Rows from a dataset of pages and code
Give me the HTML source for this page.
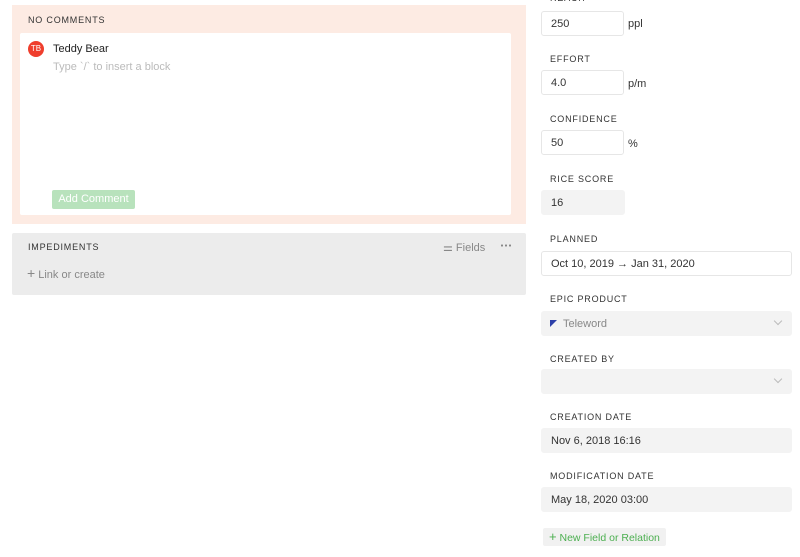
<!DOCTYPE html>
<html><head><style>
*{margin:0;padding:0;box-sizing:border-box}
body{width:800px;height:557px;background:#fff;font-family:"Liberation Sans",sans-serif;position:relative;overflow:hidden;color:#333}
.a{position:absolute}
.lbl{position:absolute;font-size:9px;letter-spacing:0.8px;color:#333;left:550px}
.in{position:absolute;left:541px;height:25px;border:1px solid #e6e6e6;border-radius:3px;font-size:11px;padding-left:9px;line-height:24px;color:#333}
.g{background:#f3f3f3;border-color:#f3f3f3}
.unit{position:absolute;left:628px;font-size:11px;color:#333}
.chev{position:absolute;right:10px;top:6px;width:6px;height:6px;border-right:1px solid #bbb;border-bottom:1px solid #bbb;transform:rotate(45deg)}
</style></head><body>
<div class="a" style="left:12px;top:5px;width:514px;height:219px;background:#fdebe3"></div>
<div class="a" style="left:28px;top:15px;font-size:9px;letter-spacing:0.8px">NO COMMENTS</div>
<div class="a" style="left:20px;top:33px;width:491px;height:182px;background:#fff;border-radius:2px"></div>
<div class="a" style="left:28px;top:41px;width:16px;height:16px;border-radius:50%;background:#ef3e2d;color:#fff;font-size:8px;line-height:16px;text-align:center">TB</div>
<div class="a" style="left:53px;top:43px;font-size:11px;color:#222">Teddy Bear</div>
<div class="a" style="left:53px;top:61px;font-size:11px;color:#bbb">Type `/` to insert a block</div>
<div class="a" style="left:52px;top:190px;width:83px;height:19px;background:#b8e2bc;border-radius:2px;color:#fff;font-size:11px;line-height:19px;text-align:center">Add Comment</div>

<div class="a" style="left:12px;top:233px;width:514px;height:62px;background:#ececec;border-radius:2px"></div>
<div class="a" style="left:28px;top:242px;font-size:9px;letter-spacing:0.8px">IMPEDIMENTS</div>
<div class="a" style="left:443px;top:241px;font-size:11px;color:#888">⚌ Fields</div>
<div class="a" style="left:500px;top:244px;width:12px;height:3px;background:radial-gradient(circle,#888 1px,transparent 1.2px) 0 0/4px 3px"></div>
<div class="a" style="left:27px;top:268px;font-size:11px;color:#888"><span style="font-size:14px;line-height:11px">+</span> Link or create</div>

<div class="lbl" style="top:-7px">REACH</div>
<div class="in" style="top:11px;width:83px">250</div><div class="unit" style="top:18px">ppl</div>
<div class="lbl" style="top:54px">EFFORT</div>
<div class="in" style="top:70px;width:83px">4.0</div><div class="unit" style="top:78px">p/m</div>
<div class="lbl" style="top:114px">CONFIDENCE</div>
<div class="in" style="top:130px;width:83px">50</div><div class="unit" style="top:138px">%</div>
<div class="lbl" style="top:174px">RICE SCORE</div>
<div class="in g" style="top:190px;width:84px">16</div>
<div class="lbl" style="top:234px">PLANNED</div>
<div class="in" style="top:251px;width:251px">Oct 10, 2019 → Jan 31, 2020</div>
<div class="lbl" style="top:294px">EPIC PRODUCT</div>
<div class="in g" style="top:311px;width:251px;color:#888;padding-left:21px">Teleword<div class="chev"></div><svg class="a" style="left:8px;top:8px" width="7" height="7"><polygon points="0,0 7,0 0,7" fill="#2c3fa8"/></svg></div>
<div class="lbl" style="top:354px">CREATED BY</div>
<div class="in g" style="top:369px;width:251px"><div class="chev"></div></div>
<div class="lbl" style="top:412px">CREATION DATE</div>
<div class="in g" style="top:428px;width:251px">Nov 6, 2018 16:16</div>
<div class="lbl" style="top:471px">MODIFICATION DATE</div>
<div class="in g" style="top:487px;width:251px">May 18, 2020 03:00</div>
<div class="a" style="left:543px;top:528px;width:123px;height:18px;background:#f1f1f1;border-radius:2px;color:#4caf50;font-size:10.5px;line-height:18px;padding-left:6px"><span style="font-size:13px">+</span> New Field or Relation</div>
</body></html>
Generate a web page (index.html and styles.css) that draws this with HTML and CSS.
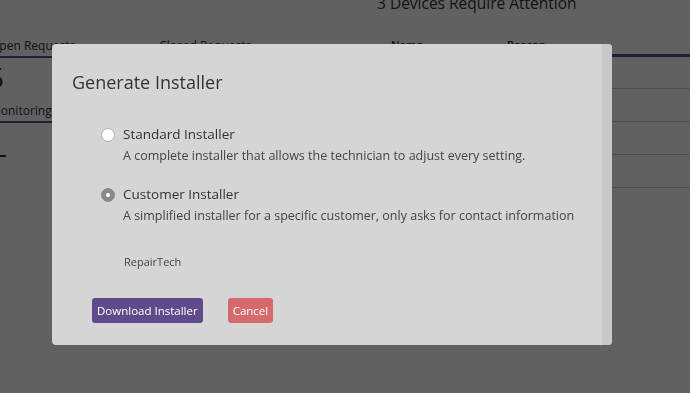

- [EXERCISE PROMPT]
Note every line above where the string "this" shows up, and copy those lines.

- [TASK ANSWER]
Give me the HTML source for this page.
Generate a web page (index.html and styles.css) that draws this with HTML and CSS.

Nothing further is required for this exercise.